In a similar vein, the considerations around the application of the prohibition of self-preferencing under Article 6(5) followed the same path. In all of those instances where Amazon could be said to compete with third-party sellers for a product, it confirmed that it only applied objective and relevant criteria on its algorithms to perform its ranking and listing of products. Building upon the rationale of the Buy Box case, Amazon reinstated that none of those decisions were based on the logistics, brand or delivery of the seller that catered to that particular product, but on the merits of each one of the offers displayed directly to the user.

 

Key takeaways

For some quick moments, one could presume that Amazon’s compliance workshop was nothing but straightforward. Nothing further from reality. Amazon’s legal and engineering teams prepared well in advance of the workshop and acted as a common front towards participants in the workshop.

However, the gatekeeper’s caveated approach in presenting its compliance solutions must still undergo the European Commission’s review, so that all of the legal work that the gatekeeper has dedicated to interpreting the DMA is not only legally accurate but factually credible and workable.
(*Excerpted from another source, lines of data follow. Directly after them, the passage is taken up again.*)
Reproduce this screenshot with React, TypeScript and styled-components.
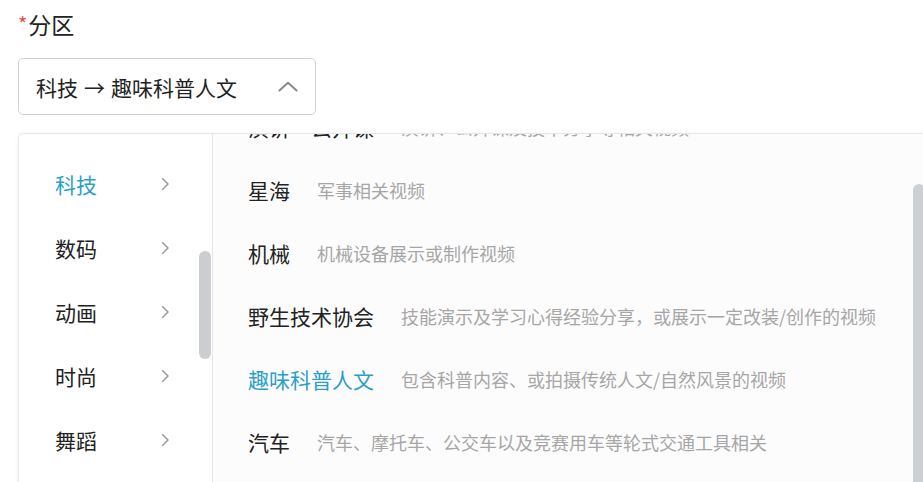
import { useLayoutEffect, useRef } from 'react';
import styled, { createGlobalStyle, css } from 'styled-components';

const GlobalStyle = createGlobalStyle`
  html, body {
    margin: 0;
    padding: 0;
    background: #fff;
    overflow: hidden;
  }
  body {
    font-family: "Noto Sans CJK SC", "Noto Sans", sans-serif;
    color: #222;
  }
`;

const accent = '#2a9fc9';

const Page = styled.div`
  padding-left: 18px;
  width: 920px;
`;

const Label = styled.div`
  margin-top: 8px;
  height: 32px;
  line-height: 32px;
  font-size: 23px;
  color: #222;
`;

const Required = styled.span`
  color: #e0504f;
  font-size: 20px;
  vertical-align: top;
  margin-right: 1px;
`;

const Select = styled.div`
  box-sizing: border-box;
  margin-top: 18px;
  width: 298px;
  height: 57px;
  border: 1px solid #d2d2d2;
  border-radius: 5px;
  display: flex;
  align-items: center;
  padding: 0 17px 0 17px;
  font-size: 21px;
  color: #222;
`;

const SelectValue = styled.span`
  flex: 1;
  white-space: nowrap;
`;

const Arrow = styled.span`
  margin: 0 6px;
`;

const Panel = styled.div`
  margin-top: 18px;
  width: 920px;
  height: 360px;
  display: flex;
  border-top: 1px solid #e6e6e6;
  border-left: 1px solid #e6e6e6;
  border-top-left-radius: 5px;
  box-shadow: 0 1px 6px rgba(0, 0, 0, 0.05);
  overflow: hidden;
`;

const Categories = styled.div`
  position: relative;
  box-sizing: border-box;
  width: 194px;
  flex-shrink: 0;
  padding-top: 18px;
  border-right: 1px solid #e6e6e6;
`;

const Category = styled.div<{ $active?: boolean }>`
  height: 64px;
  display: flex;
  align-items: center;
  padding: 0 40px 0 36px;
  font-size: 21px;
  color: #222;
  cursor: pointer;

  ${props =>
    props.$active &&
    css`
      color: ${accent};
    `}
`;

const CategoryName = styled.span`
  flex: 1;
`;

const Thumb = styled.div<{ $tone: string }>`
  position: absolute;
  width: 12px;
  border-radius: 6px;
  background: ${props => props.$tone};
`;

const SubArea = styled.div`
  position: relative;
  flex: 1;
  background: #fdfcfd;
`;

const SubList = styled.div`
  height: 100%;
  overflow: hidden;
  padding-left: 35px;
  box-sizing: border-box;
`;

const SubItem = styled.div<{ $active?: boolean }>`
  height: 63px;
  display: flex;
  align-items: center;
  gap: 27px;
  white-space: nowrap;
  cursor: pointer;
  color: ${props => (props.$active ? accent : '#222')};
`;

const SubName = styled.span`
  font-size: 21px;
`;

const SubDesc = styled.span`
  font-size: 18px;
  color: #a6a6a6;
`;

const Chevron = ({ dir, size = 14, color = '#9a9a9a' }: { dir: 'up' | 'right'; size?: number; color?: string }) => (
  <svg width={size} height={size} viewBox="0 0 14 14" fill="none">
    {dir === 'right' ? (
      <path d="M4.5 1.5 L10 7 L4.5 12.5" stroke={color} strokeWidth="1.5" strokeLinecap="round" strokeLinejoin="round" />
    ) : (
      <path d="M1 9.5 L7 4 L13 9.5" stroke={color} strokeWidth="1.4" strokeLinecap="round" strokeLinejoin="round" />
    )}
  </svg>
);

const categories = ['科技', '数码', '动画', '时尚', '舞蹈', '音乐'];

const subs = [
  { name: '演讲·公开课', desc: '演讲、公开课及技术分享等相关视频' },
  { name: '星海', desc: '军事相关视频' },
  { name: '机械', desc: '机械设备展示或制作视频' },
  { name: '野生技术协会', desc: '技能演示及学习心得经验分享，或展示一定改装/创作的视频' },
  { name: '趣味科普人文', desc: '包含科普内容、或拍摄传统人文/自然风景的视频' },
  { name: '汽车', desc: '汽车、摩托车、公交车以及竞赛用车等轮式交通工具相关' },
  { name: '数码', desc: '数码产品评测与开箱相关视频' },
];

export default function App() {
  const listRef = useRef<HTMLDivElement>(null);

  useLayoutEffect(() => {
    if (listRef.current) listRef.current.scrollTop = 39;
  }, []);

  return (
    <Page>
      <GlobalStyle />
      <Label>
        <Required>*</Required>分区
      </Label>
      <Select>
        <SelectValue>
          科技<Arrow>→</Arrow>趣味科普人文
        </SelectValue>
        <Chevron dir="up" size={20} color="#8a8a8a" />
      </Select>
      <Panel>
        <Categories>
          {categories.map((name, i) => (
            <Category key={name} $active={i === 0}>
              <CategoryName>{name}</CategoryName>
              <Chevron dir="right" size={14} />
            </Category>
          ))}
          <Thumb $tone="#cbcdd1" style={{ left: 180, top: 117, height: 108 }} />
        </Categories>
        <SubArea>
          <SubList ref={listRef}>
            {subs.map(s => (
              <SubItem key={s.name} $active={s.name === '趣味科普人文'}>
                <SubName>{s.name}</SubName>
                <SubDesc>{s.desc}</SubDesc>
              </SubItem>
            ))}
          </SubList>
          <Thumb $tone="#cdd0d3" style={{ left: 700, top: 50, height: 420 }} />
        </SubArea>
      </Panel>
    </Page>
  );
}
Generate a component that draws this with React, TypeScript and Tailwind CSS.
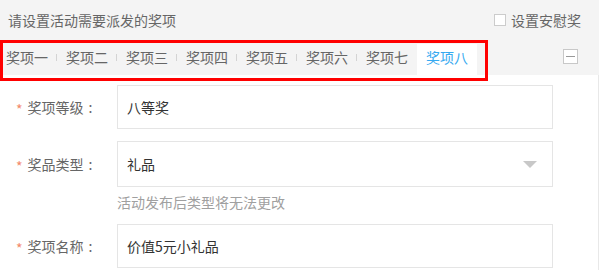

In some instances, this did not seem to be the case, notably for Amazon’s solution surrounding its Portability API to authorise third parties to port data across to their services upon the authorisation of end users. At least, one would expect that the short(-ened) version of Amazon’s compliance report would profit from further clarification on some points and further updating as soon as the functionality is effectively rolled out for the benefit of both business and end users.